Friday, October 21, 2005
Getting with the Program
I can’t tell you how many times I have heard composers say, “This piece isn’t program music, but…” with the “but” followed by a description of all the things – poetic, philosophic, personal – the music depicts. The more I hear this, the more I feel like I did when Bill didn’t have sex with Monica.
The 19th-century concept of programmatic music was an attempt to create art that could be appreciated by bourgeois audiences. Today, we call this “audience building.” 19th-century composers were pretty good at it.
At its best, 19th-century program music was a seamless interaction between music and extramusical association. At its worst, it could be a cheap form of audience pandering, with cheesy sound effects substituting for real ideas.
The proliferation of program music at its worst led to the 20th-century attitude that completely rejected the concept altogether. Hollywood composers, with their leitmotifs and scenic evocations, were seen as the lowest of the low. Thus, generations of serious composers were taught to make their music absolute, meaning that it should exist only on its own terms. We used to call this “abstract” music, but it would be more accurate to call it “concrete” – the abstraction consists in connecting sound with feeling, or philosophy, or whatever else you want to connect it to.

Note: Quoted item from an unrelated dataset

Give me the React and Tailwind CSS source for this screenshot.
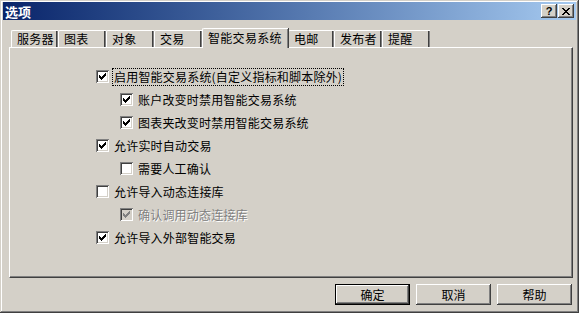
import React from 'react';

const tabs = [
  { label: '服务器', w: 'w-[47px]' },
  { label: '图表', w: 'w-[48px]' },
  { label: '对象', w: 'w-[48px]' },
  { label: '交易', w: 'w-[48px]' },
  { label: '智能交易系统', w: 'w-[86px]', active: true },
  { label: '电邮', w: 'w-[46px]' },
  { label: '发布者', w: 'w-[48px]' },
  { label: '提醒', w: 'w-[48px]' },
];

const options = [
  { label: '启用智能交易系统(自定义指标和脚本除外)', level: 1, checked: true, focus: true },
  { label: '账户改变时禁用智能交易系统', level: 2, checked: true },
  { label: '图表夹改变时禁用智能交易系统', level: 2, checked: true },
  { label: '允许实时自动交易', level: 1, checked: true },
  { label: '需要人工确认', level: 2, checked: false },
  { label: '允许导入动态连接库', level: 1, checked: false },
  { label: '确认调用动态连接库', level: 2, checked: true, disabled: true },
  { label: '允许导入外部智能交易', level: 1, checked: true },
];

// 7x7 pixel check mark, same shape as the classic Windows one
const CheckMark = ({ color }) => (
  <svg width="7" height="7" viewBox="0 0 7 7" shapeRendering="crispEdges">
    <rect x="0" y="2" width="1" height="3" fill={color} />
    <rect x="1" y="3" width="1" height="3" fill={color} />
    <rect x="2" y="4" width="1" height="3" fill={color} />
    <rect x="3" y="3" width="1" height="3" fill={color} />
    <rect x="4" y="2" width="1" height="3" fill={color} />
    <rect x="5" y="1" width="1" height="3" fill={color} />
    <rect x="6" y="0" width="1" height="3" fill={color} />
  </svg>
);

const CheckBox = ({ checked, disabled }) => (
  <span
    className={`flex items-center justify-center w-[13px] h-[13px] shrink-0 shadow-[inset_1px_1px_0_#808080,inset_-1px_-1px_0_#ffffff,inset_2px_2px_0_#404040,inset_-2px_-2px_0_#d4d0c8] ${
      disabled ? 'bg-[#d4d0c8]' : 'bg-white'
    }`}
  >
    {checked && <CheckMark color={disabled ? '#808080' : '#000000'} />}
  </span>
);

const OptionRow = ({ label, level, checked, focus, disabled }) => (
  <div className={`flex items-center h-[23px] ${level === 1 ? 'pl-[86px]' : 'pl-[110px]'}`}>
    <CheckBox checked={checked} disabled={disabled} />
    <span
      className={`ml-[5px] text-[12px] leading-[14px] tracking-[0.2px] whitespace-nowrap ${
        disabled ? 'text-[#808080] [text-shadow:1px_1px_0_#ffffff]' : 'text-black'
      } ${focus ? 'outline-1 outline-dotted outline-black outline-offset-1' : ''}`}
    >
      {label}
    </span>
  </div>
);

const DialogButton = ({ children, isDefault }) => (
  <button
    className={`w-[75px] h-[21px] bg-[#d4d0c8] text-[12px] leading-none text-black flex items-center justify-center ${
      isDefault
        ? 'border border-black shadow-[inset_-1px_-1px_0_#404040,inset_1px_1px_0_#ffffff,inset_-2px_-2px_0_#808080]'
        : 'shadow-[inset_-1px_-1px_0_#404040,inset_1px_1px_0_#ffffff,inset_-2px_-2px_0_#808080]'
    }`}
  >
    {children}
  </button>
);

const CaptionButton = ({ children }) => (
  <span className="flex items-center justify-center w-[16px] h-[14px] bg-[#d4d0c8] shadow-[inset_-1px_-1px_0_#404040,inset_1px_1px_0_#ffffff,inset_-2px_-2px_0_#808080]">
    {children}
  </span>
);

export default function App() {
  return (
    <div className="w-[579px] h-[313px] bg-[#d4d0c8] flex flex-col font-['Noto_Sans_CJK_SC','Noto_Sans',sans-serif] shadow-[inset_-1px_-1px_0_#404040,inset_1px_1px_0_#d4d0c8,inset_-2px_-2px_0_#808080,inset_2px_2px_0_#ffffff] select-none">
      {/* title bar */}
      <div className="mx-[3px] mt-[2px] h-[18px] flex items-center justify-between bg-gradient-to-r from-[#0a246a] to-[#a6caf0]">
        <span className="pl-[2px] text-white font-bold text-[13px] leading-none">选项</span>
        <div className="flex items-center gap-[1px] pr-[2px]">
          <CaptionButton>
            <span className="text-[11px] font-bold leading-none text-black font-['Liberation_Sans',sans-serif]">?</span>
          </CaptionButton>
          <CaptionButton>
            <svg width="8" height="7" viewBox="0 0 8 7" shapeRendering="crispEdges">
              <path d="M0 0h2v1h-2zM6 0h2v1h-2zM1 1h2v1h-2zM5 1h2v1h-2zM2 2h4v1h-4zM3 3h2v1h-2zM2 4h4v1h-4zM1 5h2v1h-2zM5 5h2v1h-2zM0 6h2v1h-2zM6 6h2v1h-2z" fill="#000" />
            </svg>
          </CaptionButton>
        </div>
      </div>

      {/* tabs */}
      <div className="mt-[8px] ml-[11px] h-[19px] flex items-end">
        {tabs.map((t) =>
          t.active ? (
            <div
              key={t.label}
              className={`${t.w} h-[20px] -mb-px relative z-10 bg-[#d4d0c8] border-l border-t border-white rounded-tl-[2px] shadow-[inset_-1px_0_0_#808080,1px_0_0_#404040] flex items-center pl-[5px] pb-[2px] text-[12px] leading-none tracking-[0.3px] text-black`}
            >
              {t.label}
            </div>
          ) : (
            <div
              key={t.label}
              className={`${t.w} h-[17px] bg-[#d4d0c8] border-l border-t border-white rounded-tl-[2px] shadow-[inset_-1px_0_0_#808080,inset_-2px_0_0_#404040] flex items-center pl-[5px] text-[12px] leading-none tracking-[0.3px] text-black`}
            >
              {t.label}
            </div>
          )
        )}
      </div>

      {/* panel */}
      <div className="ml-[9px] w-[564px] h-[231px] border-l border-t border-white border-r border-b border-r-[#404040] border-b-[#404040] shadow-[inset_-1px_-1px_0_#808080] pt-[17px]">
        {options.map((o) => (
          <OptionRow key={o.label} {...o} />
        ))}
      </div>

      {/* buttons */}
      <div className="mt-[6px] pr-[7px] flex justify-end gap-[6px]">
        <DialogButton isDefault>确定</DialogButton>
        <DialogButton>取消</DialogButton>
        <DialogButton>帮助</DialogButton>
      </div>
    </div>
  );
}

I don’t see why absolute music and program music should be mutually exclusive. Why can’t some music exist only for itself, and other music revel in all of the associations music is capable of prodding in an attuned listener?
What do you think? Should music only exist on its own terms? Can it express or represent anything beyond the notes?
And if a composer expresses something beyond the notes, shouldn’t that composer call it program music, instead of protesting innocence with fingers crossed behind the back?